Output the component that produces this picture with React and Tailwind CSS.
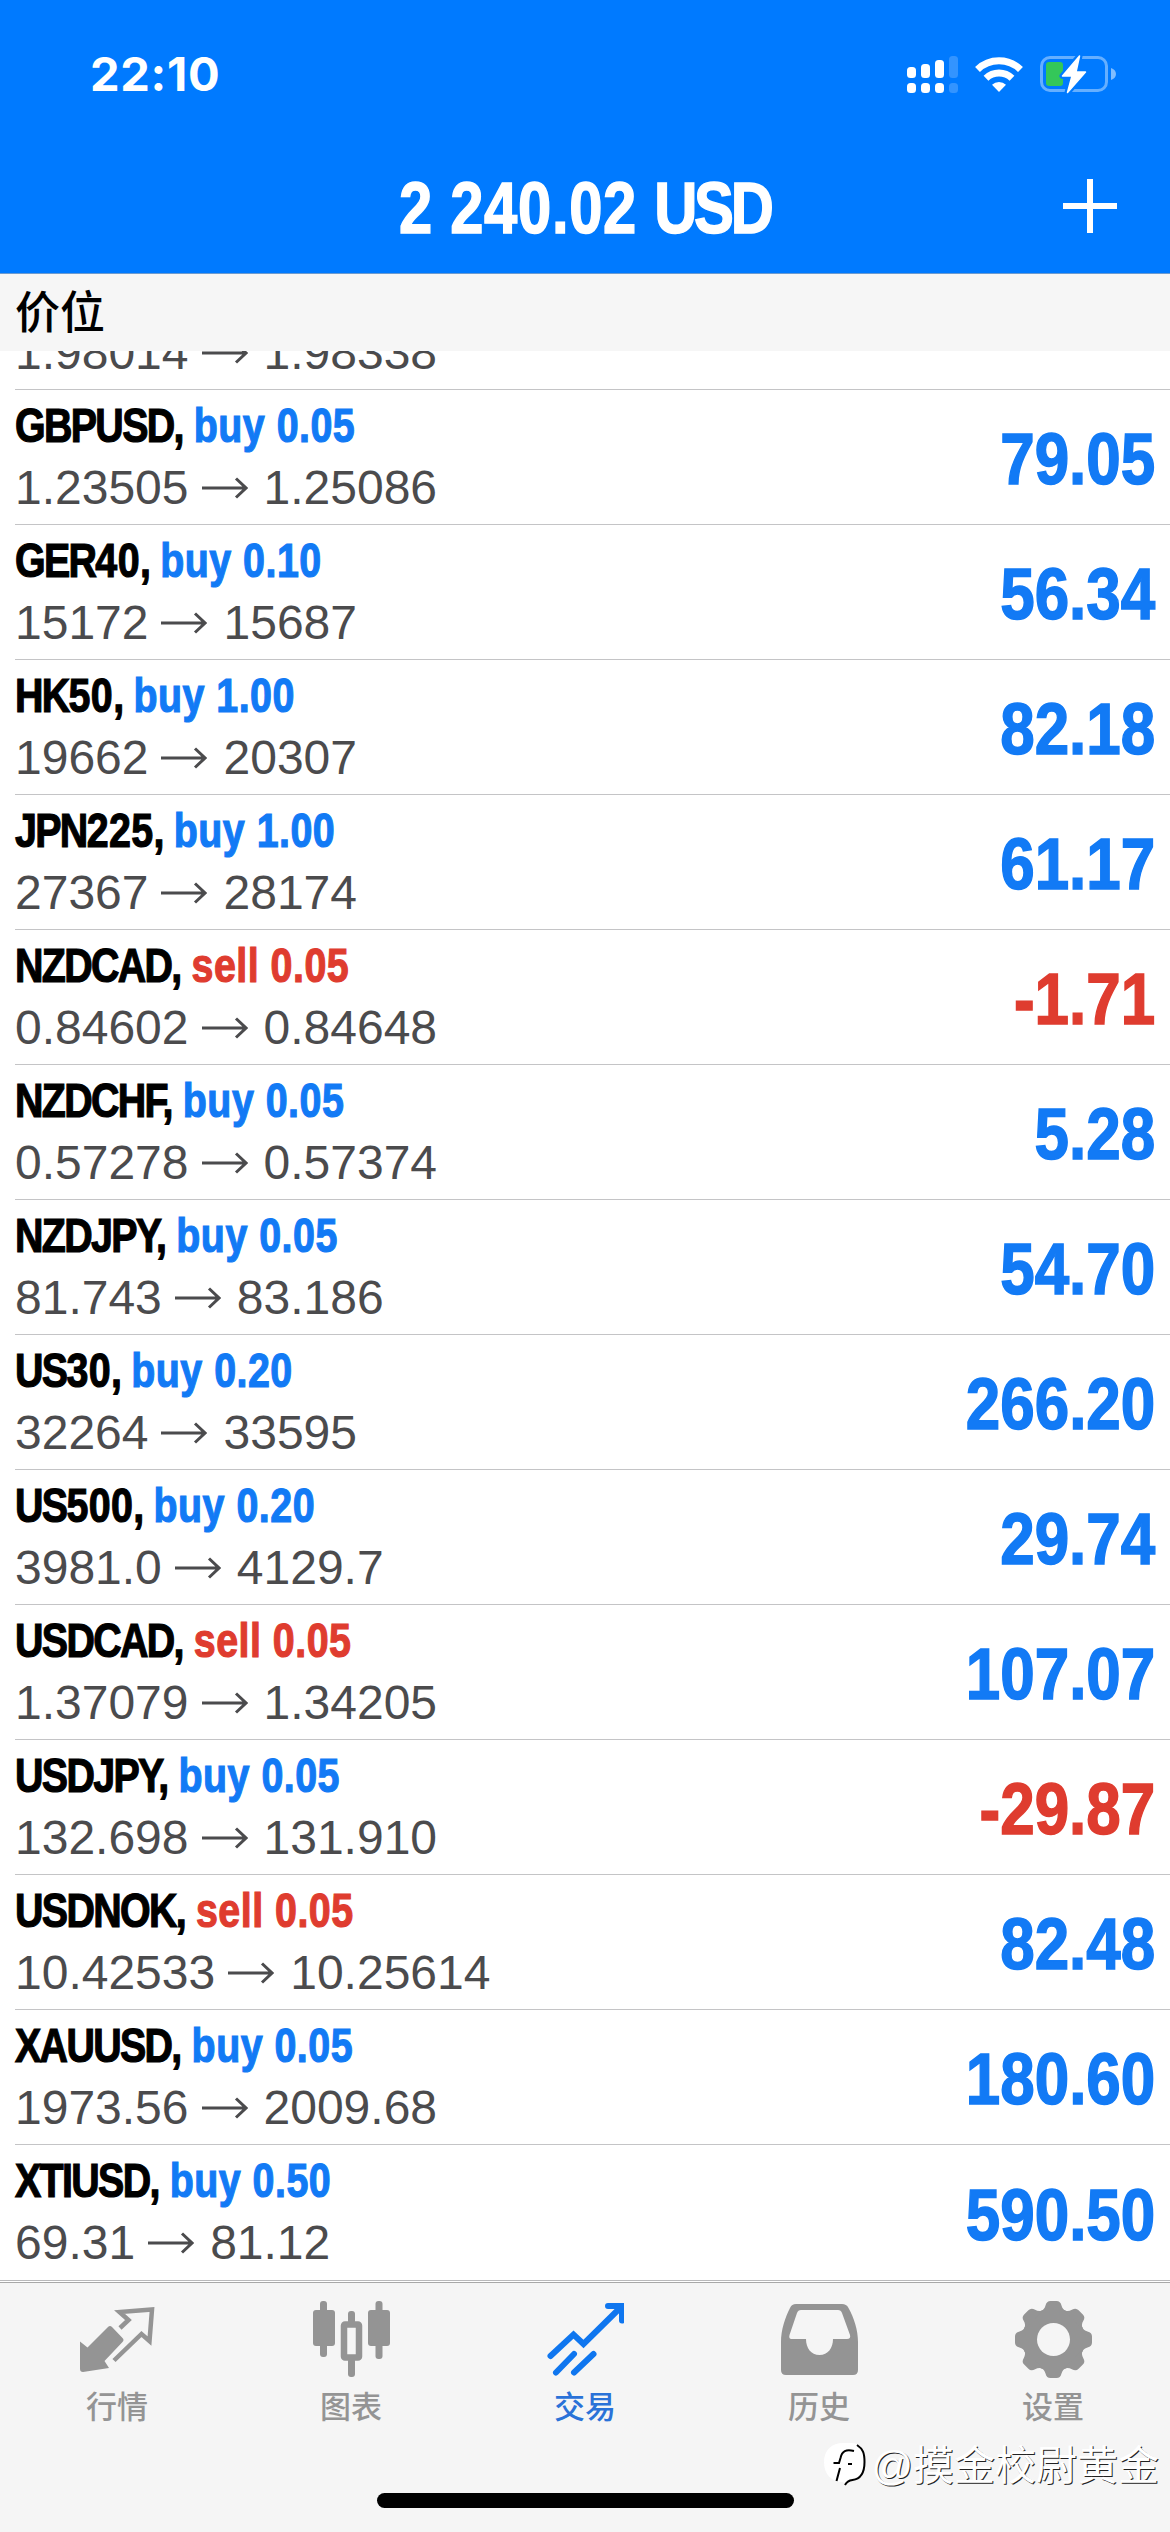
import React from 'react';

const positions = [
  { symbol: 'GBPUSD', side: 'buy', volume: '0.05', open: '1.23505', current: '1.25086', profit: '79.05' },
  { symbol: 'GER40', side: 'buy', volume: '0.10', open: '15172', current: '15687', profit: '56.34' },
  { symbol: 'HK50', side: 'buy', volume: '1.00', open: '19662', current: '20307', profit: '82.18' },
  { symbol: 'JPN225', side: 'buy', volume: '1.00', open: '27367', current: '28174', profit: '61.17' },
  { symbol: 'NZDCAD', side: 'sell', volume: '0.05', open: '0.84602', current: '0.84648', profit: '-1.71' },
  { symbol: 'NZDCHF', side: 'buy', volume: '0.05', open: '0.57278', current: '0.57374', profit: '5.28' },
  { symbol: 'NZDJPY', side: 'buy', volume: '0.05', open: '81.743', current: '83.186', profit: '54.70' },
  { symbol: 'US30', side: 'buy', volume: '0.20', open: '32264', current: '33595', profit: '266.20' },
  { symbol: 'US500', side: 'buy', volume: '0.20', open: '3981.0', current: '4129.7', profit: '29.74' },
  { symbol: 'USDCAD', side: 'sell', volume: '0.05', open: '1.37079', current: '1.34205', profit: '107.07' },
  { symbol: 'USDJPY', side: 'buy', volume: '0.05', open: '132.698', current: '131.910', profit: '-29.87' },
  { symbol: 'USDNOK', side: 'sell', volume: '0.05', open: '10.42533', current: '10.25614', profit: '82.48' },
  { symbol: 'XAUUSD', side: 'buy', volume: '0.05', open: '1973.56', current: '2009.68', profit: '180.60' },
  { symbol: 'XTIUSD', side: 'buy', volume: '0.50', open: '69.31', current: '81.12', profit: '590.50' },
];

function SignalIcon() {
  return (
    <svg width="51" height="38" viewBox="0 0 51 38" fill="#fff">
      <rect x="0" y="12" width="9" height="11" rx="3.500" />
      <rect x="14" y="9" width="9" height="14" rx="3.500" />
      <rect x="28" y="5" width="9" height="18" rx="3.500" />
      <rect x="42" y="1" width="9" height="22" rx="3.500" opacity="0.2" />
      <rect x="0" y="28" width="9" height="10" rx="3.500" />
      <rect x="14" y="28" width="9" height="10" rx="3.500" />
      <rect x="28" y="28" width="9" height="10" rx="3.500" />
      <rect x="42" y="28" width="9" height="10" rx="3.500" opacity="0.2" />
    </svg>
  );
}

function WifiIcon() {
  return (
    <svg width="48" height="36" viewBox="0 0 48 36" fill="none" stroke="#fff" strokeWidth="7">
      <path d="M2.5 13.5a31 31 0 0 1 43 0" />
      <path d="M11 22.2a19 19 0 0 1 26 0" />
      <path d="M24 36l-7-7.3a10.500 10.500 0 0 1 14 0z" fill="#fff" stroke="none" />
    </svg>
  );
}

function BatteryIcon() {
  return (
    <svg width="77" height="40" viewBox="0 0 77 40">
      <rect x="1.500" y="3.500" width="65" height="33" rx="8.500" fill="none" stroke="#fff" strokeOpacity="0.4" strokeWidth="3" />
      <path d="M71 14v12c3-1 5-3 5-6s-2-5-5-6z" fill="#fff" opacity="0.5" />
      <rect x="6" y="8" width="17" height="24" rx="3" fill="#34c759" />
      <path d="M39.500 2L22.500 22h9.500l-4.500 16.500 18-20.500H36z" fill="none" stroke="#007aff" strokeWidth="6" strokeLinejoin="round" />
      <path d="M39.500 2L22.500 22h9.500l-4.500 16.500 18-20.500H36z" fill="#fff" stroke="#fff" strokeWidth="1.500" strokeLinejoin="round" />
    </svg>
  );
}

function Arrow() {
  return (
    <svg className="mr-[16px] ml-[13px] shrink-0" width="46" height="22" viewBox="0 0 46 22" fill="none" stroke="#4b4b4d" strokeWidth="3">
      <path d="M0 11h44M34 1.500l10 9.500-10 9.500" />
    </svg>
  );
}

function QuotesIcon() {
  return (
    <svg width="78" height="78" viewBox="0 0 78 78">
      <path d="M2 40.500l7.500 6L30 26q2-2 4 0l10.500 11q2 2 0 4L26.500 60l4.500 7-26 4q-3 0-3-3z" fill="#949494" />
      <path d="M42 27l8.500-8-9-8L74 8.500 71.500 40 63.500 33 36 59.500" fill="none" stroke="#949494" strokeWidth="4.500" />
    </svg>
  );
}

function ChartIcon() {
  return (
    <svg width="78" height="78" viewBox="0 0 78 78" fill="#949494">
      <rect x="8" y="0" width="7" height="56" rx="3" />
      <rect x="1" y="9" width="22" height="36" rx="3" />
      <rect x="63.500" y="0" width="7" height="58" rx="3" />
      <rect x="56" y="9" width="22" height="36" rx="3" />
      <rect x="36" y="10" width="7" height="13" rx="3" />
      <rect x="36" y="57" width="7" height="19" rx="3" />
      <rect x="32" y="23.500" width="15" height="33" rx="1" fill="none" stroke="#949494" strokeWidth="6.500" />
    </svg>
  );
}

function TradeIcon() {
  return (
    <svg width="78" height="78" viewBox="0 0 78 78" fill="none" stroke="#0f76ef" strokeWidth="6" strokeLinecap="round">
      <path d="M4.500 55l23-21.500L37.500 43 75 6" />
      <path d="M62 5h14v14.500" />
      <path d="M10 71.500L28 53M28 71.500L47.500 53" />
    </svg>
  );
}

function HistoryIcon() {
  return (
    <svg width="78" height="78" viewBox="0 0 78 78" fill="#949494" fillRule="evenodd">
      <path d="M16 3h46c3 0 5 1 6.500 4C74 17 78 29 78 41v28q0 5-5 5H6q-5 0-5-5V41C1 29 5 17 10 7c1.500-3 3-4 6-4zM21 9q-3 0-4 3L9.500 34q-1 4 2 4H26c0 9 5 16 13.500 16S53 47 53 38h14q4 0 3-4L62 12q-1-3-4-3z" />
    </svg>
  );
}

function SettingsIcon() {
  return (
    <svg width="78" height="78" viewBox="0 0 78 78">
      <g fill="#949494">
        <circle cx="39.500" cy="38.500" r="31.500" />
        {[0, 45, 90, 135, 180, 225, 270, 315].map((angle) => (
          <path key={angle} d="M26.500 10.500q4-2 5-6 1-4.500 5-4.500h6q4 0 5 4.500 1 4 5 6z" transform={`rotate(${angle} 39.5 38.5)`} />
        ))}
      </g>
      <circle cx="39.500" cy="38.500" r="16.500" fill="#f5f5f5" />
    </svg>
  );
}

function WatermarkLogo() {
  return (
    <svg width="44" height="50" viewBox="0 0 44 50" fill="none" stroke="#000" strokeWidth="2">
      <path d="M20 2h8c9 0 14 6 14 16v5c0 9-5 15-13 16l-6 6-3-4C8 41 1 33 1 21S9 2 20 2z" fill="#fff" stroke="none" />
      <path d="M34 4c6 4 7.500 8 7.500 17 0 11-4 17-12 18-4 .5-6 2-7.500 5" />
      <path d="M31 10c-8-2-12 0-13.500 7l-1.500 5H10.500M17 27l-3.500 13M25 23h4" />
    </svg>
  );
}

const tabs = [
  { label: '行情', icon: QuotesIcon },
  { label: '图表', icon: ChartIcon },
  { label: '交易', icon: TradeIcon, active: true },
  { label: '历史', icon: HistoryIcon },
  { label: '设置', icon: SettingsIcon },
];

function PriceLine({ open, current }) {
  return (
    <div className="flex items-center text-[48px] leading-[56px] text-[#4b4b4d]">
      <span>{open}</span>
      <Arrow />
      <span>{current}</span>
    </div>
  );
}

function PositionRow({ symbol, side, volume, open, current, profit }) {
  const letters = symbol.replace(/\d+$/, '');
  const digits = symbol.slice(letters.length);

  return (
    <div className="ml-[15px] flex h-[135px] items-center justify-between border-b border-[#c4c4c6] pr-[15px] last:border-b-0">
      <div className="pb-[3px]">
        <div className="mb-1 origin-left scale-x-[0.82] whitespace-nowrap text-[48px] leading-[60px] font-bold [-webkit-text-stroke:1.2px_currentColor]">
          <span className="tracking-[-2px] text-black">
            {letters}
            {digits && <span className="tracking-[0.5px]">{digits}</span>},
          </span>{' '}
          <span className={side === 'buy' ? 'tracking-[0.6px] text-[#127af5]' : 'tracking-[0.6px] text-[#df3c2f]'}>{side} {volume}</span>
        </div>
        <PriceLine open={open} current={current} />
      </div>
      <div className={`mt-[4px] origin-right scale-x-[0.86] text-[72px] leading-[80px] font-bold [-webkit-text-stroke:1.5px_currentColor] ${profit.startsWith('-') ? 'text-[#df3c2f]' : 'text-[#127af5]'}`}>
        {profit}
      </div>
    </div>
  );
}

export default function App() {
  return (
    <div className="relative flex h-[2532px] w-[1170px] flex-col overflow-hidden bg-white font-['Liberation_Sans','Noto_Sans_CJK_SC',sans-serif]">
      <header className="h-[274px] border-b border-[#6c9bd0] bg-[#007aff] text-white">
        <div className="flex h-[148px] items-center justify-between pr-[53px] pl-[90px]">
          <span className="font-['Inter',sans-serif] text-[47px] font-bold tracking-[0.7px]">22:10</span>
          <div className="flex items-center gap-[17px]">
            <SignalIcon />
            <WifiIcon />
            <BatteryIcon />
          </div>
        </div>
        <div className="grid h-[120px] grid-cols-[1fr_auto_1fr] items-center">
          <span />
          <h1 className="scale-x-[0.83] text-[72px] font-bold [-webkit-text-stroke:1.5px_currentColor]">
            <span className="tracking-[0.8px]">2 240.02 </span>
            <span className="tracking-[-4px]">USD</span>
          </h1>
          <svg className="mr-[53px] mb-1 justify-self-end" width="54" height="54" viewBox="0 0 54 54" stroke="#fff" strokeWidth="6">
            <path d="M27 0v54M0 27h54" />
          </svg>
        </div>
      </header>

      <div className="flex h-[77px] items-center bg-[#f6f6f6] pt-[2px] pl-[15px] text-[45px] leading-[60px] font-medium text-black">价位</div>

      <main className="h-[1930px] overflow-hidden border-b border-[#b9b9bb]">
        <div className="ml-[15px] flex h-[39px] items-end border-b border-[#c4c4c6] pb-[8px]">
          <PriceLine open="1.98014" current="1.98338" />
        </div>
        {positions.map((position) => (
          <PositionRow key={position.symbol} {...position} />
        ))}
      </main>

      <nav className="mt-px grid h-[250px] grid-cols-5 border-t border-[#a8a8a8] bg-[#f5f5f5] pt-[18px]">
        {tabs.map(({ label, icon: Icon, active }) => (
          <div key={label} className={`flex flex-col items-center text-[31px] leading-[45px] font-medium ${active ? 'text-[#2a72d8]' : 'text-[#949494]'}`}>
            <Icon />
            <span className="mt-[6px]">{label}</span>
          </div>
        ))}
      </nav>

      <div className="absolute bottom-[24px] left-[377px] h-[15px] w-[417px] rounded-full bg-black" />
      <div className="absolute right-[11px] bottom-[36px] flex items-center gap-[4px] text-[41px] leading-[60px] text-white [text-shadow:1px_1px_0_#222]">
        <WatermarkLogo />
        <span>@摸金校尉黄金</span>
      </div>
    </div>
  );
}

○ ○ ○

» **Objective**
Copy nothing but the lines from the top of the data down to the line containing "import React from 'react';", and leave the pictures out.

» **Task solution**
Output the component that produces this picture with React and Tailwind CSS.
import React from 'react';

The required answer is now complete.